Bush urged to explain 'disappeared' detainees

Up to 38 people who may have been held in secret CIA prisons are missing, according to an American human rights group.

Bush urged to explain 'disappeared' detainees

Up to 38 people who may have been held in secret CIA prisons are missing, according to an American human rights group.

In a new report Human Rights Watch also detailed a terror suspect’s allegations that he was held for over two years at a so-called “black site” where he was kept naked for six weeks and chained to the wall of his cell so tightly that he could not stand up.

Marwan Jabour alleged he was placed in painful stress positions that made it difficult to breathe and was threatened with being put in a suffocating “dog box” if he did not co-operate.

Earlier in Pakistan, he told HRW, he had been beaten, burned with a hot metal rod and had string tied tightly to his penis to prevent him from urinating.

He said he was interrogated by Americans but that nobody physically abused him while they were present.

HRW has demanded that US President George Bush explain where the “disappeared” detainees have gone.

Last year he admitted the existence of the secret prisons for the first time when he revealed 14 detainees had been transferred to Guantanamo Bay but said the centres had now all closed.

Inmates were subjected to “tough” interrogation methods, the president said, but he denied they had been tortured.

Intelligence officials told The Washington Post more than 60 detainees had been held in such facilities over nearly five years.

HRW said it feared the missing prisoners might have been transferred to foreign prisons where they remained under the CIA’s effective control, or transferred to countries where they may face torture.

Mr Jabour, who is Palestinian, told the organisation about a number of other people who were being held by the CIA but whose present whereabouts are unknown.

He said he saw one of them, Algerian terrorism suspect Yassir al-Jazeeri, as recently as July 2006 in CIA custody.

“The US government has long condemned these abusive practices in its policy statements and annual human rights reports,” HRW’s Ghost Prisoner report said.

“Its own use of them severely undermines its moral authority on human rights.”

Mr Jabour told The Washington Post he helped al-Qaida and Taliban fighters who fled from Afghanistan in the aftermath of the September 11 attacks, and had attended training camps in the country in 1998.

He was arrested in Lahore, Pakistan, in May 2004 and said after that was transferred to a secret prison where he stayed more than two years, nearly all of the time alone in a windowless cell with little human contact besides his captors.

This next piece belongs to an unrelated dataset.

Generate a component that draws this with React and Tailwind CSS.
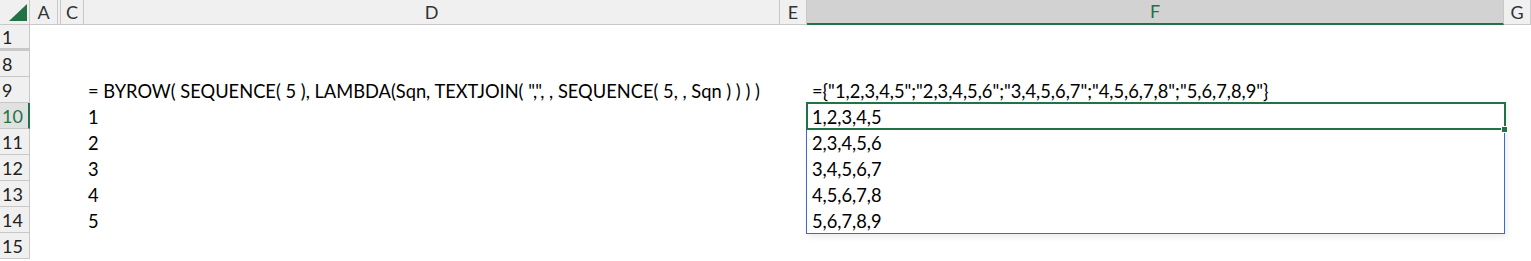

He was not allowed even to send them his wife and three young daughters a letter to reassure them that he was alive, he claimed.

“It was a grave,” Mr Jabour said.

“I felt like my life was over.”

The conditions gradually improved however and he was eventually moved to a larger, quieter room and given access to books.

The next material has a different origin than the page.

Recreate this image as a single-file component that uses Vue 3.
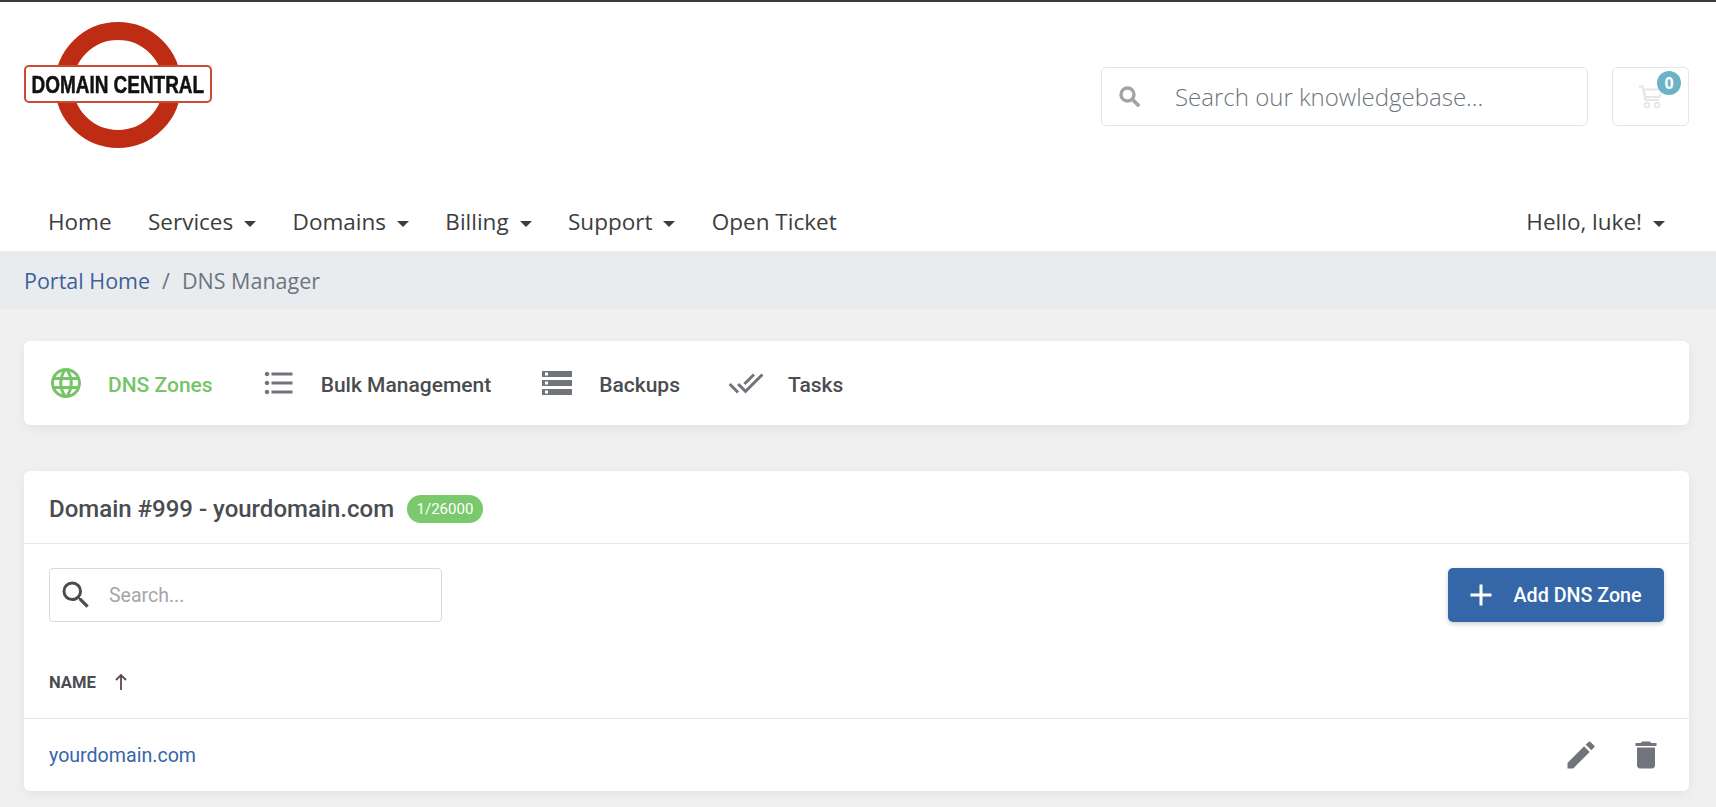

A year into his detention, he was allowed to see a movie once a week, choosing from a library of more than 200 films.

He was released in September last year.

US counterterrorism officials would not confirm the account, but said they say they still viewed Mr Jabour as one of al Qaida’s most dangerous members.

CIA spokesman Paul Gimigliano said the agency’s interrogation programme had been conducted lawfully “with great care and close review” and had produced “vital information that has helped disrupt plots and save lives”.

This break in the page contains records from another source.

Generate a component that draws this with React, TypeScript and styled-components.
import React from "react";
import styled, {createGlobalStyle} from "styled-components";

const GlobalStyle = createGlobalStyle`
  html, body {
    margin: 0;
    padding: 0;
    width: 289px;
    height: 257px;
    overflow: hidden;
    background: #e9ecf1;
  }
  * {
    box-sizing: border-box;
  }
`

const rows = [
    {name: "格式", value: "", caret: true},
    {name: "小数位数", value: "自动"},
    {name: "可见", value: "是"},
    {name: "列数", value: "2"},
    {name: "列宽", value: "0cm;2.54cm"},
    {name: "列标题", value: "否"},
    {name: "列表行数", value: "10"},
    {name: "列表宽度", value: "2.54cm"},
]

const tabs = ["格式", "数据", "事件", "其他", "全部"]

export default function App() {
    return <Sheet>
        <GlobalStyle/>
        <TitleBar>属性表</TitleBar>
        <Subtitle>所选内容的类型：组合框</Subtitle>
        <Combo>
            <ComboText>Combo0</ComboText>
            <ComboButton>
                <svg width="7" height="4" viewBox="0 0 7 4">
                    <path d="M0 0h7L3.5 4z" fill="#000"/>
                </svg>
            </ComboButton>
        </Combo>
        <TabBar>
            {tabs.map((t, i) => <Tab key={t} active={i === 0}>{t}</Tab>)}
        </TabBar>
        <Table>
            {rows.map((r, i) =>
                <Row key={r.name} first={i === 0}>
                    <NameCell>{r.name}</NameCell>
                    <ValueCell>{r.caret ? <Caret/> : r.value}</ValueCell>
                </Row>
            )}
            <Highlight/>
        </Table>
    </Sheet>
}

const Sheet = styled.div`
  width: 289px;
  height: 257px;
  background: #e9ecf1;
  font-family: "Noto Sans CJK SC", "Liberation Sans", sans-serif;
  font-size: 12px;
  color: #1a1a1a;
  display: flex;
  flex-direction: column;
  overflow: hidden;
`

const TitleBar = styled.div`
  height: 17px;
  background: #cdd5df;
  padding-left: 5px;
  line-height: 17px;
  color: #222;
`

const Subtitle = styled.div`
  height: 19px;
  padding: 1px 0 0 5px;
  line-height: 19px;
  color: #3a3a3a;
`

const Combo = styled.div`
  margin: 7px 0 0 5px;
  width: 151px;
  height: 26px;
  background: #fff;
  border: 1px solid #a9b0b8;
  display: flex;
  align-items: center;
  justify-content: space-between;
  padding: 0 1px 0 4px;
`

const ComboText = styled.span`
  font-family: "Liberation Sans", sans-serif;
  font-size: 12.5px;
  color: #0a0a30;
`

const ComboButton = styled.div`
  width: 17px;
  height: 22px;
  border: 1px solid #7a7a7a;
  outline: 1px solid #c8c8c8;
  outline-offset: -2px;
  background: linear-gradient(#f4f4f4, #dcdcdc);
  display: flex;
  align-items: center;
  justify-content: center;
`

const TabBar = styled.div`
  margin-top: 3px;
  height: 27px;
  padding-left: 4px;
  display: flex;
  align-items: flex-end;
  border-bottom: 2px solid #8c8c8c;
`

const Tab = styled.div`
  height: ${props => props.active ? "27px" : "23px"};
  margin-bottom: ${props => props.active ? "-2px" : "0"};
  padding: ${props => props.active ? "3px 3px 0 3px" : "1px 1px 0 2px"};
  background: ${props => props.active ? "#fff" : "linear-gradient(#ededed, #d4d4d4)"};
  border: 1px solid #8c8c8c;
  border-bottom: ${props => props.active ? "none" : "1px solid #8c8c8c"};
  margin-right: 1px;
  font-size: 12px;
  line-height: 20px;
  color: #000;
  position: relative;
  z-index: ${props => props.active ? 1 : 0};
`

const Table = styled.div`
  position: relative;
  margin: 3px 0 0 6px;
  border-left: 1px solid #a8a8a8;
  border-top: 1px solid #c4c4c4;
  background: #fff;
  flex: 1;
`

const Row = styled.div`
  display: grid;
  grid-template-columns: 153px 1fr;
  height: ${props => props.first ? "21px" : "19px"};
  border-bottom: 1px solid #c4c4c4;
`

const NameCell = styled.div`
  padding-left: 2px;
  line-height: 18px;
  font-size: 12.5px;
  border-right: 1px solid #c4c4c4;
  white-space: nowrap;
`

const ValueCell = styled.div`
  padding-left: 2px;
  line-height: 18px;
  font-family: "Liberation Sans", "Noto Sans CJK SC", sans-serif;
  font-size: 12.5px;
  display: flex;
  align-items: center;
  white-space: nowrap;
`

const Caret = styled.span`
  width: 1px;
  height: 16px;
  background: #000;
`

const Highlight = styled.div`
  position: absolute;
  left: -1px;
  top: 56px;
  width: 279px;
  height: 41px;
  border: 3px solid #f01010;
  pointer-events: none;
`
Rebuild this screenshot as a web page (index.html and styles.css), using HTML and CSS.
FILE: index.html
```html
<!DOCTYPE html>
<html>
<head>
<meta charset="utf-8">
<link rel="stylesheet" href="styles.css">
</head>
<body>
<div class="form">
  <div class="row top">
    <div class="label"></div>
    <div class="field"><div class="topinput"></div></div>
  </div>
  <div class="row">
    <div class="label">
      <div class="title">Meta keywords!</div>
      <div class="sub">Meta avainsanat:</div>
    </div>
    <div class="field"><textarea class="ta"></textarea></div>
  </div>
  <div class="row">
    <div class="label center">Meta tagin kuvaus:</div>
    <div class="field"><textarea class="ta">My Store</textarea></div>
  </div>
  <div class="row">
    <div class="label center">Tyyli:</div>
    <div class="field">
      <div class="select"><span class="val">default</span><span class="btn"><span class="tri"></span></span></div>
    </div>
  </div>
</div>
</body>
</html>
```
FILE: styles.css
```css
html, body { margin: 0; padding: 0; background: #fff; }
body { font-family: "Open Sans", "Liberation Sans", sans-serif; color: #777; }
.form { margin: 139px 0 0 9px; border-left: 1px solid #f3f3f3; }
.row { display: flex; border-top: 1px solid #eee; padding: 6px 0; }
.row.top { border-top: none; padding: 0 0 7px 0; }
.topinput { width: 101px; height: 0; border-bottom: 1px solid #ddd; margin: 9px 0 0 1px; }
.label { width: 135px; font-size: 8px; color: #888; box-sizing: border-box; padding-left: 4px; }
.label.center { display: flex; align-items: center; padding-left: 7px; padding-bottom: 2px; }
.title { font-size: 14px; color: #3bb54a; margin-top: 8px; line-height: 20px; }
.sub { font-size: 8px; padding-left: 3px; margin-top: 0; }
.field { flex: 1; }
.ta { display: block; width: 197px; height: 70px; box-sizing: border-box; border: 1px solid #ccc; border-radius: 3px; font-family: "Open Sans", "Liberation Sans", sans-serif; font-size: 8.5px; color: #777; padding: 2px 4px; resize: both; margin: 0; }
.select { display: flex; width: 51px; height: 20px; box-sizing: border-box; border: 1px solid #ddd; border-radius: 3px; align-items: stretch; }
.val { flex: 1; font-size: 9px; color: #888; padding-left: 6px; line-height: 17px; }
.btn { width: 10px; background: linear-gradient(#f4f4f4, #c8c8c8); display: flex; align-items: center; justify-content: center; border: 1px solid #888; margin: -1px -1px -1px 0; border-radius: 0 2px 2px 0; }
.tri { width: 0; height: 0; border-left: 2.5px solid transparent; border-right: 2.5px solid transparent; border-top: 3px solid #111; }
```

“The United States does not conduct or condone torture, nor does it transfer anyone to other countries for the purpose of torture,” he said.

“There are now no terrorists in the CIA programme,” Mr Bush said in September.

“But as more high-ranking terrorists are captured, the need to obtain intelligence from them will remain critical and having a CIA programme for questioning terrorists will continue to be crucial to getting lifesaving information.”

HRW’s letter to the president contained two lists of missing detainees, 16 of them people it believes were held in CIA prisons and 22 who may have been held the centres.